Что и говорить, в этом Толстой был слишком прав и его слова звучат особо горькой насмешкой именно в отношении великого французского писателя. К зловещей странице Толстого существует еще более зловещая иллюстрация. Это записки Франсуа, верного камердинера Мопассана. Автору «Bel Ami»{20} была уготована участь неизмеримо страшнее обычной. Он сошел в могилу заживо. Он знал, что болезнь, вонзившаяся в него в те минуты наслаждения{21}, о которых говорит Толстой со скорбным презрением состарившегося эллина, медленными, но верными шагами ведет его к скотскому состоянию. Нет ничего страшнее, чем рассказ Франсуа о ночи 2 января 1892 года, когда Мопассан, стоя над краем бездны, тупым ножом пытался перерезать себе жилы: «Его широко открытые глаза уставились на меня, как бы моля хоть о нескольких словах утешения, надежды». Но не было ни утешения, ни надежды. На следующее утро богатырь, любимец женщин навеки стал паралитиком; вместо гениального писателя был идиот, наводивший бесстыдными речами ужас на близких и чужих людей.
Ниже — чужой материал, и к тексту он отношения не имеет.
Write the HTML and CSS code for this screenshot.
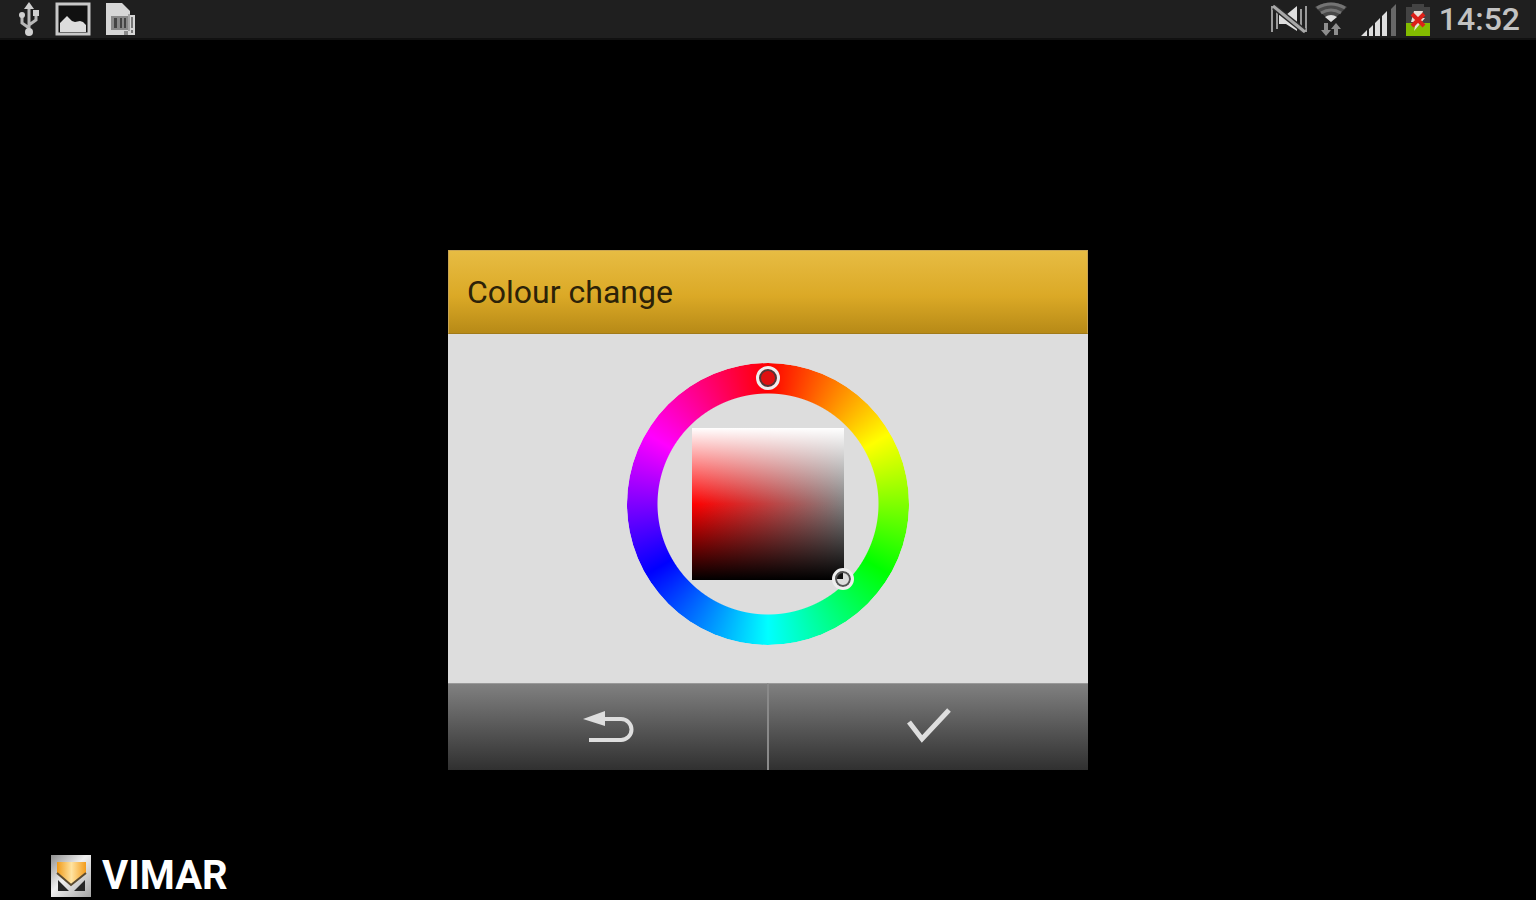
FILE: index.html
```html
<!DOCTYPE html>
<html lang="en">
<head>
  <meta charset="UTF-8">
  <meta name="viewport" content="width=device-width, initial-scale=1.0">
  <title>Colour change</title>
  <link rel="stylesheet" href="styles.css">
</head>
<body>
  <header class="status-bar">
    <div class="status-group notifications">
      <svg width="22" height="34" viewBox="0 0 22 34" role="img" aria-label="USB connected">
        <g fill="none" stroke="#b8b8b8" stroke-width="3">
          <path d="M11 5v24M11 26l-7-5v-7M11 23l7-5v-5"/>
        </g>
        <g fill="#cfcfcf">
          <path d="M11 0l5 7H6z"/>
          <circle cx="11" cy="30" r="4"/>
          <circle cx="4" cy="13" r="3"/>
          <path d="M15 8h6v6h-6z"/>
        </g>
      </svg>
      <svg width="36" height="34" viewBox="0 0 36 34" role="img" aria-label="Screenshot saved">
        <rect x="2" y="2" width="32" height="30" fill="#111" stroke="#c8c8c8" stroke-width="3"/>
        <path d="M5 21l3-3 4-4 5 5 3 1 5-1 3 1 3 3v7H5z" fill="#dcdcdc"/>
      </svg>
      <svg width="30" height="34" viewBox="0 0 30 34" role="img" aria-label="SIM card">
        <path d="M0 1h16l8 8v4h5v20H0z" fill="#d6d6d6"/>
        <rect x="5" y="14" width="17" height="14" fill="#888"/>
        <path d="M8 16h3v10H8zM14 16h2v10h-2zM18 16h2v10h-2z" fill="#444"/>
        <path d="M22 12h2v17h-2z" fill="#a5a5a5"/>
        <path d="M25 15h2v11h-2zM25 28h2v3h-2z" fill="#777"/>
        <path d="M18 29h4v4h-4z" fill="#8a8a8a"/>
      </svg>
    </div>
    <div class="status-group indicators">
      <svg class="mute" width="36" height="30" viewBox="0 0 36 30" role="img" aria-label="Muted">
        <path d="M8 11h7l11-9v25l-11-7H8z" fill="#dedede"/>
        <path d="M1 2v26M6 4v21M30 5v20M35 2v26" stroke="#9a9a9a" stroke-width="2"/>
        <path d="M3 3l30 24" stroke="#2a2a2a" stroke-width="6"/>
        <path d="M2 2l32 26" stroke="#a8a8a8" stroke-width="3"/>
      </svg>
      <svg class="wifi" width="32" height="34" viewBox="0 0 32 34" role="img" aria-label="Wi-Fi">
        <path d="M0 5q16-9 32 0L16 20z" fill="#484848"/>
        <g fill="none" stroke="#747474" stroke-width="3">
          <path d="M2 6q14-8 28 0"/>
          <path d="M6 11q10-6 20 0"/>
        </g>
        <path d="M10 15q6-4 12 0l-6 5z" fill="#dedede"/>
        <path d="M9 21h4v7h3l-5 6-5-6h3zM19 33v-6h-3l5-6 5 6h-3v6z" fill="#8d8d8d"/>
      </svg>
      <svg class="signal" width="36" height="32" viewBox="0 0 36 32" role="img" aria-label="Signal strength">
        <path d="M0 32l6-6v6zM8 25l4-4v11H8zM14 19l5-5v18h-5zM21 12l5-5v25h-5z" fill="#dedede"/>
        <path d="M30 5l5-5v32h-5z" fill="#686868"/>
      </svg>
      <svg class="battery" width="26" height="32" viewBox="0 0 26 32" role="img" aria-label="Battery not charging">
        <path d="M7 0h12v3h6v29H1V3h6z" fill="#434343"/>
        <path d="M1 19h24v13H1z" fill="#83bb00"/>
        <path d="M9 7h9l-2 7h4L9 27l2-9H6z" fill="#e8e0d8"/>
        <path d="M7 10l12 12M19 10L7 22" stroke="#dc2018" stroke-width="4"/>
      </svg>
      <time class="clock">14:52</time>
    </div>
  </header>

  <main class="stage">
    <section class="dialog" role="dialog" aria-labelledby="dialog-title">
      <h1 class="dialog-title" id="dialog-title">Colour change</h1>
      <div class="dialog-body">
        <div class="picker">
          <div class="hue-ring"></div>
          <div class="shade-square">
            <button class="marker shade-marker" type="button" aria-label="Saturation and lightness"></button>
          </div>
          <button class="marker hue-marker" type="button" aria-label="Hue"></button>
        </div>
      </div>
      <div class="dialog-actions">
        <button class="action" type="button" aria-label="Back">
          <svg width="52" height="34" viewBox="0 0 52 34">
            <path d="M20 10h19a10 10 0 0 1 0 21H7" fill="none" stroke="#dedede" stroke-width="4"/>
            <path d="M1 10L23 2v15z" fill="#dedede"/>
          </svg>
        </button>
        <button class="action" type="button" aria-label="Confirm">
          <svg width="44" height="36" viewBox="0 0 44 36">
            <path d="M2 14l13 17L42 2" fill="none" stroke="#dedede" stroke-width="5"/>
          </svg>
        </button>
      </div>
    </section>
  </main>

  <footer class="brand">
    <svg width="40" height="42" viewBox="0 0 40 42" aria-hidden="true">
      <defs>
        <linearGradient id="silver" x1="0" x2="1" y1="0" y2="1">
          <stop offset="0" stop-color="#8f8f8f"/>
          <stop offset="0.45" stop-color="#f0f0f0"/>
          <stop offset="1" stop-color="#a4a4a4"/>
        </linearGradient>
        <linearGradient id="amber">
          <stop offset="0" stop-color="#f09a18"/>
          <stop offset="0.5" stop-color="#ffe3a0"/>
          <stop offset="1" stop-color="#f39c1c"/>
        </linearGradient>
      </defs>
      <rect width="40" height="42" fill="url(#silver)"/>
      <path d="M6 7h29v11L20 30 6 18z" fill="url(#amber)"/>
      <path d="M6 18l14 12 15-12" fill="none" stroke="#5a4a30" stroke-width="2"/>
      <path d="M7 25l11 11H7zM34 25L23 36h11z" fill="#262626"/>
    </svg>
    <span class="brand-name">VIMAR</span>
  </footer>
</body>
</html>
```
FILE: styles.css
```css
* {
  box-sizing: border-box;
}

body {
  display: flex;
  flex-direction: column;
  min-height: 100vh;
  margin: 0;
  background: #000;
  color: #fff;
  font-family: Roboto, "Noto Sans", sans-serif;
}

button {
  padding: 0;
  border: none;
  cursor: pointer;
}

svg {
  display: block;
  flex: none;
}

/* status bar */
.status-bar {
  display: flex;
  align-items: center;
  justify-content: space-between;
  height: 40px;
  padding: 0 16px 0 18px;
  background: #1f1f1f;
  border-bottom: 2px solid #111;
}

.status-group {
  display: flex;
  align-items: center;
}

.notifications {
  gap: 15px;
}

.indicators {
  gap: 8px;
}

.signal {
  margin-left: 6px;
}

.battery {
  margin-top: 2px;
}

.signal {
  margin-top: 2px;
}

.clock {
  color: #c2c2c2;
  font-size: 32px;
  font-weight: 500;
  line-height: 38px;
}

/* dialog */
.stage {
  display: flex;
  flex: 1;
  align-items: center;
  justify-content: center;
  padding-top: 128px;
}

.dialog {
  width: 100%;
  max-width: 640px;
}

.dialog-title {
  margin: 0;
  padding: 22px 18px;
  background: linear-gradient(#e7bc43, #dba926 55%, #b78a17);
  border: 1px solid #c9a552;
  border-bottom-color: #a17a18;
  color: #2c2208;
  font-size: 32px;
  font-weight: 400;
  line-height: 38px;
}

.dialog-body {
  display: flex;
  justify-content: center;
  padding: 29px 0 38px;
  background: #ddd;
}

.picker {
  position: relative;
  display: grid;
  place-items: center;
  width: 282px;
  height: 282px;
}

.hue-ring {
  grid-area: 1 / 1;
  width: 100%;
  height: 100%;
  border-radius: 50%;
  background: conic-gradient(#f00, #ff0, #0f0, #0ff, #00f, #f0f, #f00);
  mask: radial-gradient(circle, transparent 110px, #000 111px);
}

.shade-square {
  position: relative;
  grid-area: 1 / 1;
  width: 152px;
  height: 152px;
  background:
    linear-gradient(#fff, rgba(255, 255, 255, 0) 50%, rgba(0, 0, 0, 0) 50%, #000),
    linear-gradient(to right, #f00, #808080);
}

.marker {
  position: absolute;
  border-radius: 50%;
  border: 3px solid #eee;
}

.hue-marker {
  top: 3px;
  left: 129px;
  width: 24px;
  height: 24px;
  background: #e01010;
  box-shadow: inset 0 0 0 2px #503838;
}

.shade-marker {
  right: -10px;
  bottom: -10px;
  width: 22px;
  height: 22px;
  background: conic-gradient(#ddd 75%, #111 75%);
  box-shadow: inset 0 0 0 2px #555;
}

.dialog-actions {
  display: flex;
}

.action {
  display: flex;
  flex: 1;
  align-items: center;
  justify-content: center;
  height: 87px;
  padding-bottom: 2px;
  background: linear-gradient(#808080, #303030);
  border-top: 1px solid #999;
}

.action + .action {
  border-left: 2px solid #8a8a8a;
}

/* brand */
.brand {
  display: flex;
  align-items: center;
  gap: 11px;
  height: 48px;
  padding-left: 51px;
}

.brand-name {
  font-size: 40px;
  font-weight: 700;
  line-height: 48px;
}
```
Самые скорбные страницы Экклесиаста, Паскаля, Толстого не могут подействовать сильнее, чем короткая, отвратительная в своем бесстрастии фраза медицинского отчета: «Monsieur de Maupassant est entrain des’animaliser»{22}...
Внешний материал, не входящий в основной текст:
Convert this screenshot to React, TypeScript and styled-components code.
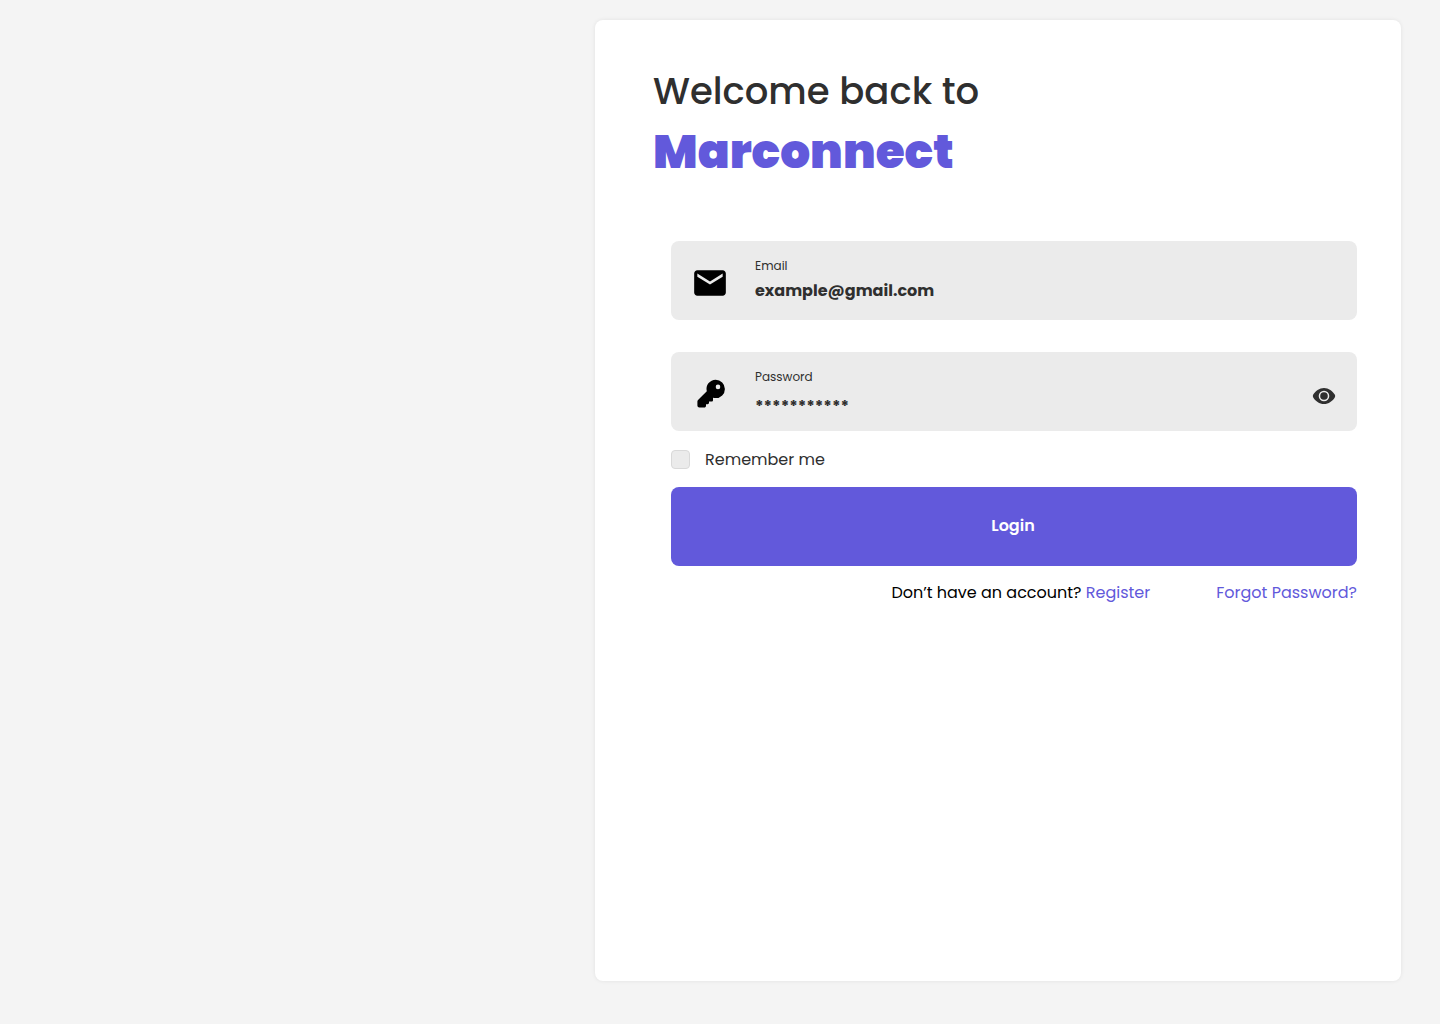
import React, { useId, useState } from "react";
import styled, { createGlobalStyle } from "styled-components";
import { MdEmail } from "react-icons/md";

const color = {
  page: "#f4f4f4",
  card: "#ffffff",
  field: "#ebebeb",
  ink: "#2f2f2f",
  accent: "#6259db",
};

const GlobalStyle = createGlobalStyle`
  *, *::before, *::after { box-sizing: border-box; }
  body {
    margin: 0;
    background: ${color.page};
    color: ${color.ink};
    font-family: Poppins, Inter, "Open Sans", sans-serif;
    font-size: 16px;
    line-height: 24px;
  }
`;

const Page = styled.main`
  display: flex;
  justify-content: flex-end;
  min-height: 100vh;
  padding: 20px 39px 43px 20px;
`;

const Card = styled.section`
  flex: 0 1 806px;
  padding: 44px 44px 44px 58px;
  border-radius: 8px;
  background: ${color.card};
  box-shadow: 0 0 4px rgba(0, 0, 0, 0.08);
`;

const Title = styled.h1`
  margin: 0;
  font-size: 37px;
  font-weight: 500;
  line-height: 54px;
`;

const Brand = styled.span`
  display: block;
  color: ${color.accent};
  font-size: 47px;
  font-weight: 900;
  line-height: 68px;
`;

const Form = styled.form`
  display: flex;
  flex-direction: column;
  margin: 55px 0 0 18px;
`;

const FieldBox = styled.div`
  display: flex;
  align-items: center;
  height: 79px;
  margin-bottom: 32px;
  padding: 0 21px 0 20px;
  border-radius: 8px;
  background: ${color.field};

  & + & {
    margin-bottom: 16px;
  }
`;

const FieldIcon = styled.span`
  display: flex;
  flex: none;
  justify-content: center;
  width: 38px;
  margin-right: 26px;
  padding-top: 4px;
  color: #000000;
`;

const FieldBody = styled.div`
  display: flex;
  flex: 1;
  flex-direction: column;
  min-width: 0;
`;

const FieldLabel = styled.label`
  font-size: 12px;
  line-height: 20px;
`;

const FieldInput = styled.input`
  width: 100%;
  height: 30px;
  padding: 0;
  border: 0;
  outline: 0;
  background: transparent;
  color: ${color.ink};
  font: inherit;
  font-weight: 700;

  &::placeholder {
    color: ${color.ink};
    opacity: 1;
  }

  &[placeholder^="*"] {
    padding-top: 10px;
  }
`;

const EyeButton = styled.button`
  display: flex;
  flex: none;
  padding: 8px 0 0;
  border: 0;
  background: none;
  color: ${color.ink};
  cursor: pointer;
`;

const Remember = styled.label`
  display: flex;
  align-items: flex-start;
  align-self: flex-start;
  gap: 15px;
  margin-bottom: 16px;
  line-height: 24px;
`;

const RememberText = styled.span`
  padding-top: 1px;
  line-height: 23px;
`;

const Tick = styled.input`
  appearance: none;
  width: 19px;
  height: 19px;
  margin: 3px 0 0;
  border: 1px solid #d9d9d9;
  border-radius: 4px;
  background: ${color.field};

  &:checked {
    background: ${color.accent};
  }
`;

const LoginButton = styled.button`
  height: 79px;
  padding: 0 2px 2px 0;
  border: 0;
  border-radius: 8px;
  background: ${color.accent};
  color: #ffffff;
  font: inherit;
  font-weight: 600;
  cursor: pointer;
`;

const Links = styled.div`
  display: flex;
  flex-wrap: wrap;
  justify-content: flex-end;
  gap: 8px 66px;
  margin-top: 15px;
  color: #000000;
`;

const TextLink = styled.a`
  color: ${color.accent};
  text-decoration: none;
`;

function KeyIcon() {
  return (
    <svg width="32" height="32" viewBox="0 0 32 32" fill="currentColor" aria-hidden="true">
      <path
        fillRule="evenodd"
        d="M21.700 1.700a9.200 9.200 0 0 0-8.900 11.600L4 22.100c-.4.4-.6.9-.6 1.500v3.900c0 1.100.9 2 2 2h4.800c1.100 0 1.800-.8 1.800-1.800v-1.500h1.600c.8 0 1.400-.6 1.400-1.400v-1.200h2.600c.8 0 1.400-.6 1.400-1.400v-2.400c.8.200 1.700.300 2.700.300a9.200 9.200 0 0 0 0-18.400Zm2.300 4.900a2.300 2.300 0 1 1 0 4.600 2.300 2.300 0 0 1 0-4.600Z"
      />
    </svg>
  );
}

function EyeIcon() {
  return (
    <svg width="24" height="24" viewBox="0 0 24 24" fill="currentColor" aria-hidden="true">
      <path
        fillRule="evenodd"
        d="M12 4C7.400 4 3.300 7 1.100 10.800c-.4.700-.4 1.700 0 2.400C3.300 17 7.400 20 12 20s8.700-3 10.900-6.800c.4-.7.4-1.700 0-2.400C20.700 7 16.600 4 12 4Zm0 2.700a5.300 5.300 0 1 1 0 10.600 5.300 5.300 0 0 1 0-10.600Z"
      />
      <circle cx="12" cy="12" r="3.800" />
    </svg>
  );
}

type FieldProps = {
  label: string;
  type: string;
  placeholder: string;
  icon: React.ReactNode;
  children?: React.ReactNode;
};

function Field({ label, type, placeholder, icon, children }: FieldProps) {
  const id = useId();
  return (
    <FieldBox>
      <FieldIcon>{icon}</FieldIcon>
      <FieldBody>
        <FieldLabel htmlFor={id}>{label}</FieldLabel>
        <FieldInput id={id} type={type} placeholder={placeholder} />
      </FieldBody>
      {children}
    </FieldBox>
  );
}

export default function App() {
  const [visible, setVisible] = useState(false);
  return (
    <>
      <GlobalStyle />
      <Page>
        <Card>
          <Title>
            Welcome back to <Brand>Marconnect</Brand>
          </Title>
          <Form onSubmit={(event) => event.preventDefault()}>
            <Field
              label="Email"
              type="email"
              placeholder="example@gmail.com"
              icon={<MdEmail size={38} />}
            />
            <Field
              label="Password"
              type={visible ? "text" : "password"}
              placeholder="***********"
              icon={<KeyIcon />}
            >
              <EyeButton
                type="button"
                aria-label="Show password"
                onClick={() => setVisible(!visible)}
              >
                <EyeIcon />
              </EyeButton>
            </Field>
            <Remember>
              <Tick type="checkbox" />
              <RememberText>Remember me</RememberText>
            </Remember>
            <LoginButton type="submit">Login</LoginButton>
            <Links>
              <span>
                Don’t have an account? <TextLink href="#register">Register</TextLink>
              </span>
              <TextLink href="#forgot">Forgot Password?</TextLink>
            </Links>
          </Form>
        </Card>
      </Page>
    </>
  );
}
Но и обычная людская участь, участь маленького Ивана Ильича, разумеется, тоже не сладка. Против этого довода, которым так искусно умел пользоваться Толстой, наука совершенно бессильна. Ей не приличествует философия Панглоса или оптимизм а 1а Альфред Капюс. Наука не возлагает особенных упований ни на жизненный эликсир грядущих алхимиков, ни на мечниковскую простоквашу; она плохо верит в возрождение века Мафусаила и не очень утешительна, когда обещает человеку бессмертие в виде формы энергии или материи: кого может утешить вечность материально-энергетических процессов, тот и без того достаточно спокоен. Да, вылеченный от дифтерита ребенок не уйдет от той участи, которую мрачно развертывал Толстой перед глазами непокорных читателей. Да, и гениальный ум «слабеет, тупеет, разлагается»: дряхлеет Ньютон, впадает в старческое слабоумие Фарадей. Да, и гений мысли подвержен бессмысленным случайностям судьбы: в корзину Сансона падает голова Лавуазье, Пьер Кюри гибнет под колесами ломовой телеги. Да, sub specie aeterni{23} наука не нужна, бесцельна, нелепа. Но с этой точки зрения отнюдь не более прочно все то, что может быть противопоставлено науке. Где дует ветер вечности, там любое человеческое построение рассыпается, как карточный домик, и само толстовство в первую очередь: «Le silence ?ternel de ces espaces infinis m’effraie»{24}. Это старая песня.
19
Самой по себе (нем.).
20
«Милый друг» (фр.).
21
Louis Thomas. La Maladie et la Mort de Maupassant. Paris, 1912, p. 41.
22
«Господин Мопассан превращается в животное» (фр.).
23
С точки зрения вечности (лат.).
24
«Меня страшит вечное молчание бесконечного пространства» (фр.)